The specific targeting of women during Genocide is not unusual. During the Holocaust, mothers and their young children were often separated for extermination. More than half of the Jews killed in Auschwitz were women. During the Rwanda genocide, 250,000 Tutsi women were raped by Hutu militia, with 25% of those women contracting HIV/AIDS. During the recent Rohingya genocide, accounts from the UN detailed the rape of women, as they were tied by their hair and hands to trees. Rape is used as a tactical weapon to instill fear and inflict humiliation, and acts as a physical invasion of the bloodline and family of ethnic minorities.

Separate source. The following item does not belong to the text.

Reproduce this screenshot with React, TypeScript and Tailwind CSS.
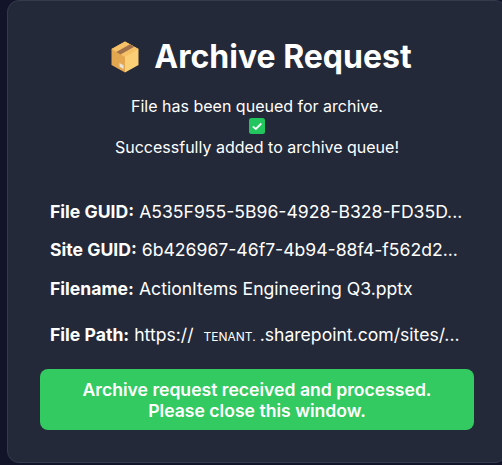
import React from "react";

const BoxIcon = () => (
  <svg width="28" height="32" viewBox="0 0 28 32" className="shrink-0">
    <path d="M14 0.5 L27.5 8 L27.5 24 L14 31.5 Z" fill="#fbcf76" />
    <path d="M14 0.5 L0.5 8 L0.5 24 L14 31.5 Z" fill="#e5a650" />
    <path d="M14 0.5 L27.5 8 L14 16 L0.5 8 Z" fill="#f6c167" />
    <path d="M19 3.3 L23.3 5.7 L9.5 13.5 L5.2 11 Z" fill="#a0714a" />
    <path d="M8.5 22 L12.5 24.3 L12.5 28 L8.5 25.7 Z" fill="#e8e3d8" />
  </svg>
);

const CheckIcon = () => (
  <svg width="16" height="16" viewBox="0 0 16 16">
    <rect width="16" height="16" rx="2.5" fill="#22c55e" />
    <path d="M3.8 8.4 L6.8 11 L12.3 5.5" fill="none" stroke="#f4fff8" strokeWidth="1.8" />
  </svg>
);

const InfoRow = ({ label, value, className }: { label: string; value: React.ReactNode; className?: string }) => (
  <div className={`whitespace-nowrap ${className ?? ""}`}>
    <span className="font-bold mr-[5px]">{label}</span>
    {value}
  </div>
);

export default function App() {
  return (
    <div className="w-[502px] h-[465px] overflow-hidden bg-[#12152a] pl-[7px] font-['Inter',sans-serif] text-white">
      <div className="w-[500px] h-[463px] rounded-xl border border-[#353b4c] bg-[#232939] px-8 pt-[38px]">
        <h1 className="flex items-center justify-center gap-[15px] text-[32px] leading-9 font-bold pl-[9px]">
          <BoxIcon />
          Archive Request
        </h1>
        <div className="mt-[21px] text-center text-[16px] leading-[20px]">
          <p>File has been queued for archive.</p>
          <div className="flex justify-center h-[21px] pt-[2px]">
            <CheckIcon />
          </div>
          <p>Successfully added to archive queue!</p>
        </div>
        <div className="mt-[45px] px-[10px] text-[17.6px] leading-[20px]">
          <InfoRow label="File GUID:" value="A535F955-5B96-4928-B328-FD35D..." />
          <InfoRow className="mt-[18px]" label="Site GUID:" value="6b426967-46f7-4b94-88f4-f562d2..." />
          <InfoRow className="mt-[19px]" label="Filename:" value="ActionItems Engineering Q3.pptx" />
          <InfoRow
            className="mt-[26px]"
            label="File Path:"
            value={
              <>
                https://
                <span className="pl-[10px] pr-[4px] text-[12px]">TENANT.</span>
                .sharepoint.com/sites/...
              </>
            }
          />
        </div>
        <div className="mt-[22px] rounded-lg bg-[#32ca61] pt-[10px] pb-[9px] text-center text-[17.6px] leading-[21px] font-semibold">
          Archive request received and processed.
          <br />
          Please close this window.
        </div>
      </div>
    </div>
  );
}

In the face of the campaign against their people and their character, Uyghur women have emerged as some of the leading voices speaking out for their people. Activists like Rushan Abbas are leading this battle, and stand in good company on the page’s of history, alongside bold freedom fighters like Hannah Szenes and Razia Sultana.

The rhetorical fight they wage is difficult. The CCP enlists warped rhetoric to paper over its gendered crimes. In a now infamous tweet, the Chinese embassy in the US tweeted: “[I]n the process of eradicating extremism, the minds of Uyghur women in Xinjiang were emancipated and gender equality and reproductive health were promoted, making them no longer baby-making machines. They are more confident and independent.” The disgusting contortion of feminism here, to claim that genocidal forced sterilization is actually women’s emancipation, clarifies the CCP’s attitude towards Uyghur women.

Uyghur women do not need to be emancipated from their reproductive capabilities. Western feminists might fight for availability of abortion and contraception in our respective countries, but we cannot turn our heads when a government forces these methods on unwanting victims. Uyghur women need to be emancipated from the state violence controlling their reproduction, restricting their freedom, and inflicting other forms of violence. They need to be emancipated from a smear campaign that relies on misogynistic stereotypes to attack brave voices. They need to be emancipated from the CCP, who is waging a one-sided war against them, where Uyghur women’s bodies are the battlefield.

THE GENOCIDE against Uyghur women, and the systematic invocation of sexist bigotry to belittle their testimony, is the situation that stands before us today. This International Women’s day, the choice before us is simple. We can decide to listen to Uyghur women, champion their reproductive rights and full freedoms, and reject misogynistic tropes that excuse the violence perpetrated against them. Or, we can allow the horrifying violence to continue, either by tacitly agreeing with the CCP’s claims, or through maintaining apathy towards a glaring injustice. .

What will it be? Will we believe Uyghur women?